Task instructions: Leave out the pictures and transcribe everything else exactly.

Information provided:
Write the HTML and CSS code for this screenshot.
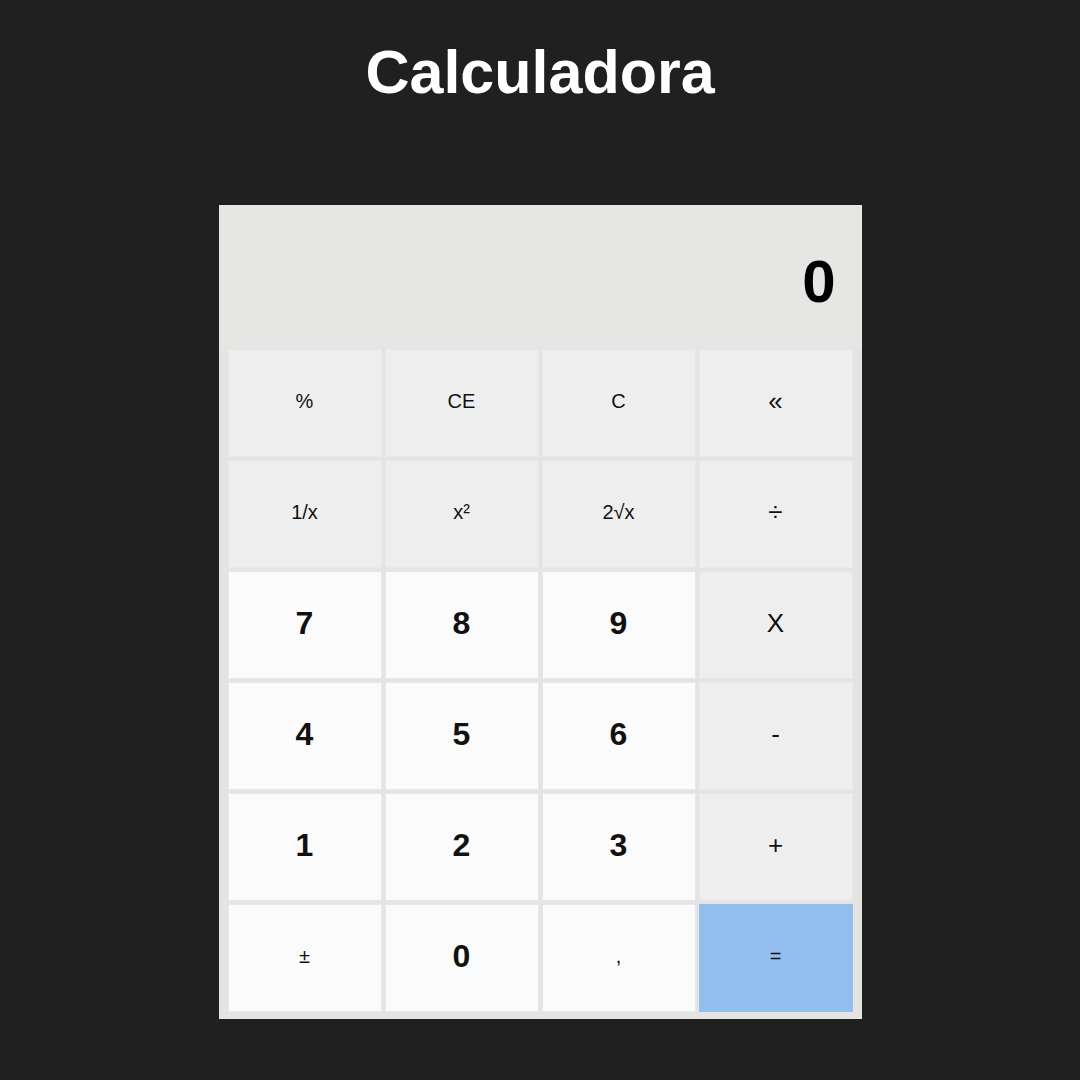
FILE: index.html
```html
<!DOCTYPE html>
<html lang="pt">
<head>
<meta charset="utf-8">
<title>Calculadora</title>
<link rel="stylesheet" href="styles.css">
</head>
<body>
<h1 class="title">Calculadora</h1>
<div class="calc">
  <div class="display">0</div>
  <div class="keys">
    <button class="key fn">%</button>
    <button class="key fn">CE</button>
    <button class="key fn">C</button>
    <button class="key fn big">&laquo;</button>
    <button class="key fn">1/x</button>
    <button class="key fn">x&sup2;</button>
    <button class="key fn">2&radic;x</button>
    <button class="key fn big">&divide;</button>
    <button class="key num">7</button>
    <button class="key num">8</button>
    <button class="key num">9</button>
    <button class="key fn big">X</button>
    <button class="key num">4</button>
    <button class="key num">5</button>
    <button class="key num">6</button>
    <button class="key fn big">-</button>
    <button class="key num">1</button>
    <button class="key num">2</button>
    <button class="key num">3</button>
    <button class="key fn big">+</button>
    <button class="key numlight">&plusmn;</button>
    <button class="key num">0</button>
    <button class="key numlight">,</button>
    <button class="key eq">=</button>
  </div>
</div>
</body>
</html>
```
FILE: styles.css
```css
body {
  margin: 0;
  background: #202020;
  font-family: "Liberation Sans", Arial, sans-serif;
}
.title {
  margin: 38px 0 0;
  height: 167px;
  text-align: center;
  color: #ffffff;
  font-size: 61px;
  font-weight: bold;
  line-height: 69px;
}
.calc {
  width: 643px;
  margin: 0 auto;
  background: #e4e4e2;
}
.display {
  height: 143px;
  box-sizing: border-box;
  padding: 10px 26px 0 0;
  display: flex;
  align-items: center;
  justify-content: flex-end;
  font-size: 60px;
  font-weight: bold;
  color: #000;
  background: #e6e6e4;
}
.keys {
  display: grid;
  grid-template-columns: repeat(4, 154px);
  grid-auto-rows: 108px;
  gap: 3px;
  padding: 1px 9px 7px;
}
.key {
  border: 1px solid #e8e8e8;
  margin: 0;
  padding: 0 0 3px;
  font-family: "Liberation Sans", Arial, sans-serif;
  color: #111;
  font-size: 20px;
  cursor: pointer;
}
.fn {
  background: #eeeeee;
}
.fn.big {
  font-size: 26px;
}
.num {
  background: #fbfbfb;
  font-size: 32px;
  font-weight: bold;
}
.numlight {
  background: #fbfbfb;
  font-size: 20px;
}
.eq {
  background: #92bfee;
  border-color: #92bfee;
  font-size: 20px;
}
```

Solution to this exercise:
Write the HTML and CSS code for this screenshot.
FILE: index.html
```html
<!DOCTYPE html>
<html lang="pt">
<head>
<meta charset="utf-8">
<title>Calculadora</title>
<link rel="stylesheet" href="styles.css">
</head>
<body>
<h1 class="title">Calculadora</h1>
<div class="calc">
  <div class="display">0</div>
  <div class="keys">
    <button class="key fn">%</button>
    <button class="key fn">CE</button>
    <button class="key fn">C</button>
    <button class="key fn big">&laquo;</button>
    <button class="key fn">1/x</button>
    <button class="key fn">x&sup2;</button>
    <button class="key fn">2&radic;x</button>
    <button class="key fn big">&divide;</button>
    <button class="key num">7</button>
    <button class="key num">8</button>
    <button class="key num">9</button>
    <button class="key fn big">X</button>
    <button class="key num">4</button>
    <button class="key num">5</button>
    <button class="key num">6</button>
    <button class="key fn big">-</button>
    <button class="key num">1</button>
    <button class="key num">2</button>
    <button class="key num">3</button>
    <button class="key fn big">+</button>
    <button class="key numlight">&plusmn;</button>
    <button class="key num">0</button>
    <button class="key numlight">,</button>
    <button class="key eq">=</button>
  </div>
</div>
</body>
</html>
```
FILE: styles.css
```css
body {
  margin: 0;
  background: #202020;
  font-family: "Liberation Sans", Arial, sans-serif;
}
.title {
  margin: 38px 0 0;
  height: 167px;
  text-align: center;
  color: #ffffff;
  font-size: 61px;
  font-weight: bold;
  line-height: 69px;
}
.calc {
  width: 643px;
  margin: 0 auto;
  background: #e4e4e2;
}
.display {
  height: 143px;
  box-sizing: border-box;
  padding: 10px 26px 0 0;
  display: flex;
  align-items: center;
  justify-content: flex-end;
  font-size: 60px;
  font-weight: bold;
  color: #000;
  background: #e6e6e4;
}
.keys {
  display: grid;
  grid-template-columns: repeat(4, 154px);
  grid-auto-rows: 108px;
  gap: 3px;
  padding: 1px 9px 7px;
}
.key {
  border: 1px solid #e8e8e8;
  margin: 0;
  padding: 0 0 3px;
  font-family: "Liberation Sans", Arial, sans-serif;
  color: #111;
  font-size: 20px;
  cursor: pointer;
}
.fn {
  background: #eeeeee;
}
.fn.big {
  font-size: 26px;
}
.num {
  background: #fbfbfb;
  font-size: 32px;
  font-weight: bold;
}
.numlight {
  background: #fbfbfb;
  font-size: 20px;
}
.eq {
  background: #92bfee;
  border-color: #92bfee;
  font-size: 20px;
}
```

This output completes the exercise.